Ve l’avevamo anticipato dal Festival di Venezia. La risata del Joker/Arthur Fleck, l’uomo/clown interpretato plasticamente da Joaquin Phoenix, nel film appena uscito in Italia diretto da Todd Phillips, vi rimarrà nelle orecchie per parecchio tempo. Una sonorità tra lo sguaiato, l’isterico e lo stridulo. Nulla a che fare con la soddisfazione di un sorriso. Perché Arthur, il protagonista del film, sta male. E più sta male più ride senza controllo fin quasi a soffocarsi. In casa. Al lavoro. Tra la gente. Ovunque. È la tagliente trovata di senso a livello sonoro che funge da architrave significante di un incredibile oggetto cinematografico per il quale mezza America si è messa in allerta addirittura per la paura di gesti violenti di emulazione.
È il disagio esistenziale del singolo che durante le due ore di film si riverbera a catena sull’intera società di Gotham City, dove migliaia di persone qualunque si ribellano improvvisamente al sistema con la maschera del pagliaccio DCComics. Risultato performativo, questa risata insistente, onnipresente, tragica, che non ha nulla a che fare con il ridanciano e fumettistico Joker interpretato nella serie tv da Cesar Romero. Come nemmeno con il Joker di Jack Nicholson: intimamente nefasto e superficialmente plastico nel riso. A livello di senso richiama semmai il ghigno dolente di Heath Ledger, anche se in Joker, il film, la risata assume totalmente la centralità narrativa di un racconto impetuoso, sanguinario e terrificante. “Trovare la risata giusta è stato più difficile di quanto immaginassi, sono quasi impazzito”, ha raccontato Phoenix in un’intervista pubblicata da Il Giornale. “L’idea di quella risata tragica è stata una delle prime del regista.
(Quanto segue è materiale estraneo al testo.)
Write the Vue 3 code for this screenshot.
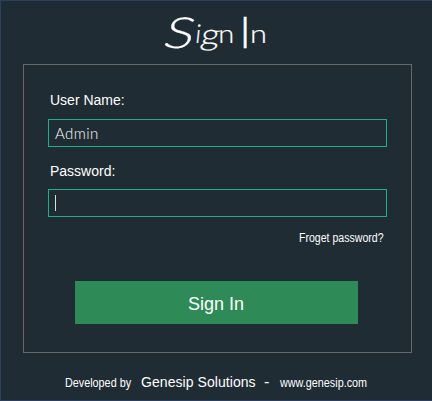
<script setup>
import { ref } from 'vue'

const username = ref('Admin')
const password = ref('')
</script>

<template>
  <main class="window">
    <h1 class="title">
      <svg width="110" height="48" viewBox="0 0 110 48" role="heading" aria-label="Sign In">
        <text class="cap" transform="translate(-1.5 38.2) skewX(-14)" textLength="30" lengthAdjust="spacingAndGlyphs">S</text>
        <text class="low" transform="translate(31.5 33) skewX(-6)">i</text>
        <text class="low tail" transform="translate(36.5 35.2) skewX(-10)" textLength="19" lengthAdjust="spacingAndGlyphs">g</text>
        <text class="low" x="55.3" y="33" textLength="16" lengthAdjust="spacingAndGlyphs">n</text>
        <text class="cap stem" x="76.5" y="38">I</text>
        <text class="low" x="87" y="33" textLength="17" lengthAdjust="spacingAndGlyphs">n</text>
      </svg>
    </h1>
    <form class="panel" @submit.prevent>
      <label class="label" for="user">User Name:</label>
      <div class="field"><input id="user" v-model="username" type="text" /></div>
      <label class="label second" for="pass">Password:</label>
      <div class="field"><span class="caret"></span><input id="pass" v-model="password" type="password" /></div>
      <a class="forgot"><span>Froget password?</span></a>
      <button class="submit" type="submit"><span>Sign In</span></button>
    </form>
    <footer class="footer">
      <span class="small dev">Developed by</span>
      <span class="company">Genesip Solutions</span>
      <span class="dash">-</span>
      <span class="small site">www.genesip.com</span>
    </footer>
  </main>
</template>

<style>
body {
  margin: 0;
  background: #202c34;
}
</style>

<style scoped>
.window {
  box-sizing: border-box;
  width: 432px;
  height: 401px;
  overflow: hidden;
  background: #202c34;
  border: 1px solid #2b3f60;
  border-right: 0;
  color: #fff;
  font-family: "Liberation Sans", Arial, sans-serif;
}
.title {
  height: 48px;
  margin: 9px 0 6px 162px;
  font-weight: 400;
}
.title svg {
  display: block;
  overflow: visible;
}
.title text {
  fill: #fff;
  stroke: #fff;
  stroke-width: 0.2px;
  font-family: Lato, "Liberation Sans", sans-serif;
  font-weight: 300;
}
.title .cap {
  font-size: 43px;
}
.title .stem {
  stroke-width: 0.5px;
}
.title .low {
  font-size: 26px;
}
.title .tail {
  font-size: 30px;
}
.panel {
  box-sizing: border-box;
  width: 389px;
  height: 289px;
  margin-left: 22px;
  padding: 26px 24px 0;
  border: 1px solid #686868;
  display: flex;
  flex-direction: column;
}
.label {
  height: 18px;
  padding-left: 2px;
  margin-bottom: 10px;
  font-size: 14px;
  line-height: 19px;
}
.label.second {
  height: 17px;
  margin-top: 15px;
}
.field {
  box-sizing: border-box;
  flex: none;
  width: 339px;
  height: 28px;
  padding: 0 6px;
  border: 1px solid #1eaf86;
  display: flex;
  align-items: center;
}
.field input {
  flex: 1;
  min-width: 0;
  padding: 0;
  border: 0;
  outline: 0;
  background: transparent;
  color: #fff;
  font: 300 15px/26px Lato, sans-serif;
  letter-spacing: 0.4px;
}
.caret {
  width: 1px;
  height: 16px;
  background: #ddd;
}
.forgot {
  align-self: flex-end;
  margin: 14px 4px 0 0;
  width: 84px;
  height: 14px;
  font-size: 12px;
  line-height: 14px;
}
.forgot span {
  display: inline-block;
  white-space: nowrap;
  transform: scaleX(0.88);
  transform-origin: left;
}
.submit {
  width: 283px;
  height: 43px;
  margin: 36px 0 0 27px;
  padding: 3px 1px 0 0;
  border: 0;
  background: #2e8b57;
  color: #fff;
  font: 18px/40px "Liberation Sans", Arial, sans-serif;
}
.footer {
  display: flex;
  align-items: baseline;
  height: 20px;
  margin: 19px 0 0 64px;
  line-height: 20px;
  white-space: nowrap;
}
.small {
  font-size: 12px;
  transform-origin: left;
}
.dev {
  width: 76px;
  transform: scaleX(0.9);
}
.company {
  width: 123px;
  font-size: 14px;
  letter-spacing: 0.06px;
}
.dash {
  width: 16px;
  font-size: 16px;
}
.site {
  transform: scaleX(0.9);
}
</style>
Voleva che Arthur fosse oppresso da una risata incontrollabile, “non sintomo di gioia ma, al contrario, di dolore e sofferenza fisica”, ha raccontato l’attore che ha poi ricordato la genesi di questo atto performativo con Phillips seduto di fronte a lui nel suo divano del salotto. Phoenix che si sforza, ride, ride, e ancora di più ride, mentre di fronte il regista scuote la testa. “Vedevo imbarazzo nei suoi occhi, lo sentivo a disagio”. Poi il miracolo. Che nella versione italiana, che non abbiamo ancora visto, sembra lasciata in originale. Phoenix, 44 anni, vegano fin dall’età di tre, fidanzato con Rooney Mara dal 2016, è al suo 33esimo film e probabilmente non è mai stato così vicino all’Oscar per il Miglior Attore come quest’anno (highlights di Joaquin secondo noi: Two lovers, A beautiful day, Her, Walk the line). In attesa del contagio ridanciano, e antisistema, del suo Joker, il film di Phillips in Italia ha fatto il botto in un solo giorno: 1 milione e 33mila euro d’incassi per 148mila 766 spettatori, settimo miglior primo giorno d’esordio del 2019.